La seguridad también está en juego. Mantener a miles de personas en la irregularidad es, en sí mismo, un acto criminal de Estado por lo inhumano que es estar sin un instrumento que facilite el pan cotidiano y también la seguridad. La regularización permite tener registros, huellas y antecedentes, y en caso de delito, el sistema puede detectar y sancionar. Lo contrario es dejar en la sombra a miles de personas, invisibles para la justicia y fuera de todo control. ¿Por qué se prefiere mantener a personas en esa situación en vez de integrarlas legalmente?

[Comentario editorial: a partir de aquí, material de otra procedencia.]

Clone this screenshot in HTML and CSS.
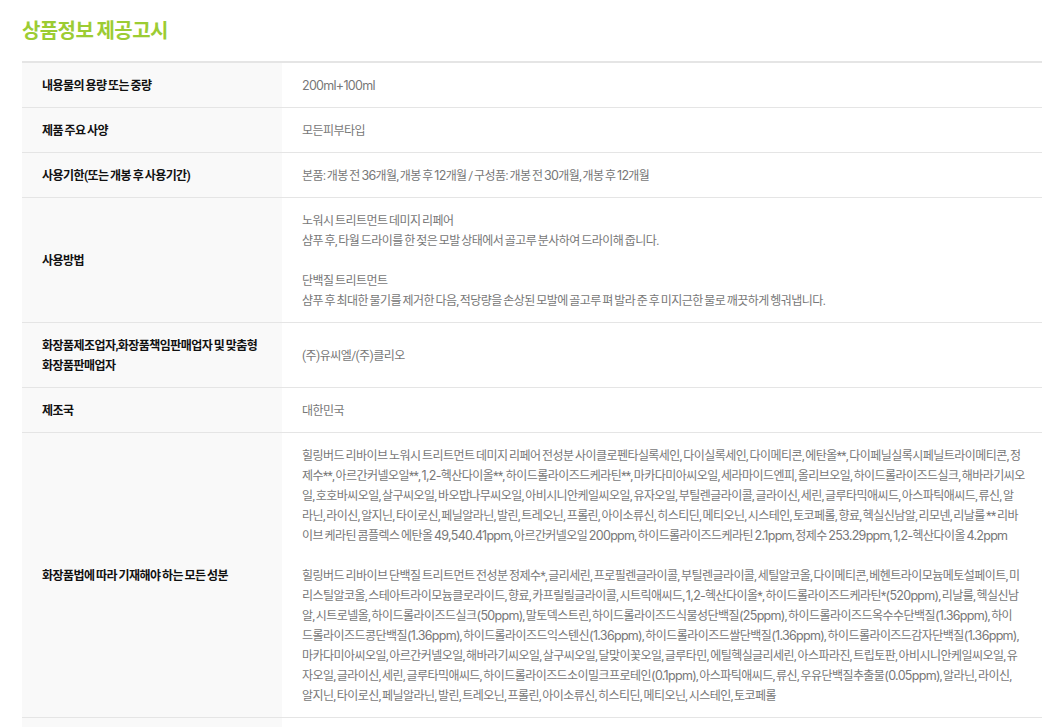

En el fondo, la pregunta es simple: ¿seguiremos montando un espectáculo inútil o vamos a ordenar la casa de verdad? Mantener a niños chilenos cuyos padres no pueden trabajar con normalidad vulnera su derecho a una infancia digna y segura, y evidencia que, en la práctica, no todos los niños chilenos reciben la misma protección. Además, mantener a cientos de miles de personas en la irregularidad genera un grupo de población invisible para la justicia y excluido de derechos y obligaciones plenas, mientras podrían contribuir al país de manera transparente y ordenada. La regularización no es un premio a la “ilegalidad”: constituye la única política capaz de garantizar simultáneamente orden público, seguridad y justicia social.